## Stated task
Identify and reproduce every line holding the string "that".

╭─ Information given

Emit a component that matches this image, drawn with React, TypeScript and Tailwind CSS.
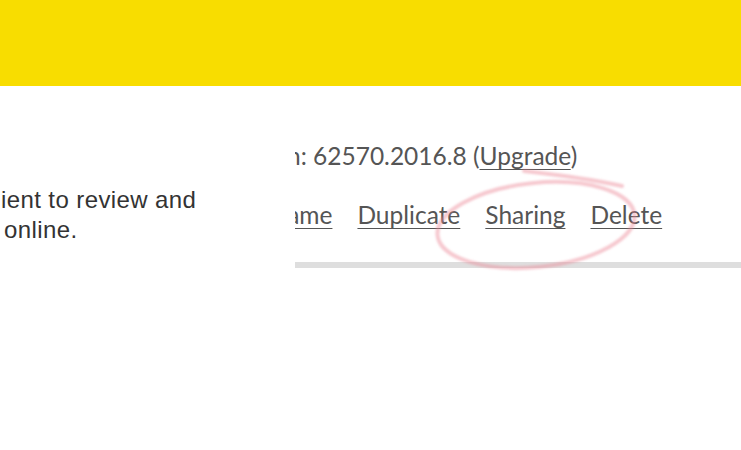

╰─
╭─ Information given

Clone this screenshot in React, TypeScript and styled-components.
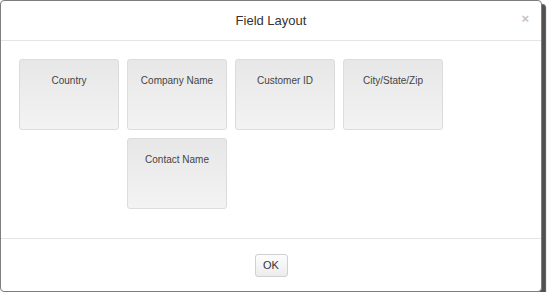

╰─
╭─ Information given

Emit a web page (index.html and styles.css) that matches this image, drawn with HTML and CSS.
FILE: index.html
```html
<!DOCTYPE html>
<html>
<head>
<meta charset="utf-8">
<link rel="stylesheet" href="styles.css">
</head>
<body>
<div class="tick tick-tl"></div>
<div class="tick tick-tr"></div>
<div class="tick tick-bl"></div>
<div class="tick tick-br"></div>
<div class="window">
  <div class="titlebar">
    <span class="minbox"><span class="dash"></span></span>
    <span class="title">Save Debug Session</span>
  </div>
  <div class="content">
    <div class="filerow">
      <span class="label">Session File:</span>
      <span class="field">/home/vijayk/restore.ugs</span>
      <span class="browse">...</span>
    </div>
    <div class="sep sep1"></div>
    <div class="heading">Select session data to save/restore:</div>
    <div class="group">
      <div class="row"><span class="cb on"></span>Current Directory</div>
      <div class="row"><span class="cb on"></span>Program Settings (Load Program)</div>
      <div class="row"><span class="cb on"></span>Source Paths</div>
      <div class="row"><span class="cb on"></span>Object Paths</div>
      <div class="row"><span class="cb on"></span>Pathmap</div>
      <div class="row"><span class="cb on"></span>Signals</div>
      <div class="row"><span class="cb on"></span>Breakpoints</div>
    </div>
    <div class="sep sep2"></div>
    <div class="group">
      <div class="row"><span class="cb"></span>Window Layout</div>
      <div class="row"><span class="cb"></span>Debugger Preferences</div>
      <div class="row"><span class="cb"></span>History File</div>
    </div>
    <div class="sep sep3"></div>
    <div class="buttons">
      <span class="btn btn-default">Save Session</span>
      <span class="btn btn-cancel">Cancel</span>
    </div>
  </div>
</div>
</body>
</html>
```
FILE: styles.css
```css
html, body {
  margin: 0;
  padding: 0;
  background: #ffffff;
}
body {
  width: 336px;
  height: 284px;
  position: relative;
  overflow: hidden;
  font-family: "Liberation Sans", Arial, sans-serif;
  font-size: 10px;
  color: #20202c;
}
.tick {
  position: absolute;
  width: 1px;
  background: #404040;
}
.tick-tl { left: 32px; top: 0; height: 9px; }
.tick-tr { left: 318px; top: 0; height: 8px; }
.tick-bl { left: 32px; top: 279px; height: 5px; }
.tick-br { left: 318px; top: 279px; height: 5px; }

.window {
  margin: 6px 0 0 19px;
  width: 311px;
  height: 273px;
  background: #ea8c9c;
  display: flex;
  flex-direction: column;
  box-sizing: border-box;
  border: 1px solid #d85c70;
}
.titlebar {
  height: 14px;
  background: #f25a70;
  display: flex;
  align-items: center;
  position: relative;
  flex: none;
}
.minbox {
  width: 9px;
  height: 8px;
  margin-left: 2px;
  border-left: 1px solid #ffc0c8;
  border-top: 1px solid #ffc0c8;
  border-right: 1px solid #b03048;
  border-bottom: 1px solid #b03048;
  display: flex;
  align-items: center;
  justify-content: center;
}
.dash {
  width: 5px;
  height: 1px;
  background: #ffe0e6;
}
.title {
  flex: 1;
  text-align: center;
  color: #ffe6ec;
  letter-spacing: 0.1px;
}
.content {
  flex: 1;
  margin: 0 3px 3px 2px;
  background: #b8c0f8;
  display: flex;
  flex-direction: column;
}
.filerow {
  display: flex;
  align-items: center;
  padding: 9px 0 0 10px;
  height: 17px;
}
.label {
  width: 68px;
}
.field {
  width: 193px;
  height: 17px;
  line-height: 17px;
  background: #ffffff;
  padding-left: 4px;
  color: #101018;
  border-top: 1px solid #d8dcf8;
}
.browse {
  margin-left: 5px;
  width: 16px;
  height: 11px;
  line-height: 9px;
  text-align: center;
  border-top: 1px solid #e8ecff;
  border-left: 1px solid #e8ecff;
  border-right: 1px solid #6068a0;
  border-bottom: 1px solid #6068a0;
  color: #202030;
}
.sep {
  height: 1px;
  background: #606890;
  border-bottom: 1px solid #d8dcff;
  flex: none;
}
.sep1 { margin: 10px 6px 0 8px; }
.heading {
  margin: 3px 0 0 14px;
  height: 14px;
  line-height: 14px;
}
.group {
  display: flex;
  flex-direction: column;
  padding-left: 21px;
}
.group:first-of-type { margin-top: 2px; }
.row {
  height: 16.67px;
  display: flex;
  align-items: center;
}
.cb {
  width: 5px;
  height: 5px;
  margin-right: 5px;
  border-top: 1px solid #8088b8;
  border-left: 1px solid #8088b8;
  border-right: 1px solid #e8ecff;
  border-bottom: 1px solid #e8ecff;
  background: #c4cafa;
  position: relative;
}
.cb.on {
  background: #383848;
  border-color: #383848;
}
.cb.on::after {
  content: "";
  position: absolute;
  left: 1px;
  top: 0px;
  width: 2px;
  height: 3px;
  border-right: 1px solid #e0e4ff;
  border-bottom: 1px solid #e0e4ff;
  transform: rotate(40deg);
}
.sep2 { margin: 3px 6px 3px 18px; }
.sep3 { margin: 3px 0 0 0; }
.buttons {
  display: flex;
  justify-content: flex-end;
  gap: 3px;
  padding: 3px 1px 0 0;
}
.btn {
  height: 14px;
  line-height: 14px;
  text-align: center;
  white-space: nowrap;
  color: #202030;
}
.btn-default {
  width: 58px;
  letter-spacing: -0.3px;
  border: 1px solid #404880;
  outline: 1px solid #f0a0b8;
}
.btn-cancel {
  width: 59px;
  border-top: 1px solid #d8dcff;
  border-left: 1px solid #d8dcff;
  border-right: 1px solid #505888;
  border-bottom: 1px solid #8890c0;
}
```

╰─

## Complete answer
Emit a component that matches this image, drawn with React, TypeScript and Tailwind CSS.
Emit a web page (index.html and styles.css) that matches this image, drawn with HTML and CSS.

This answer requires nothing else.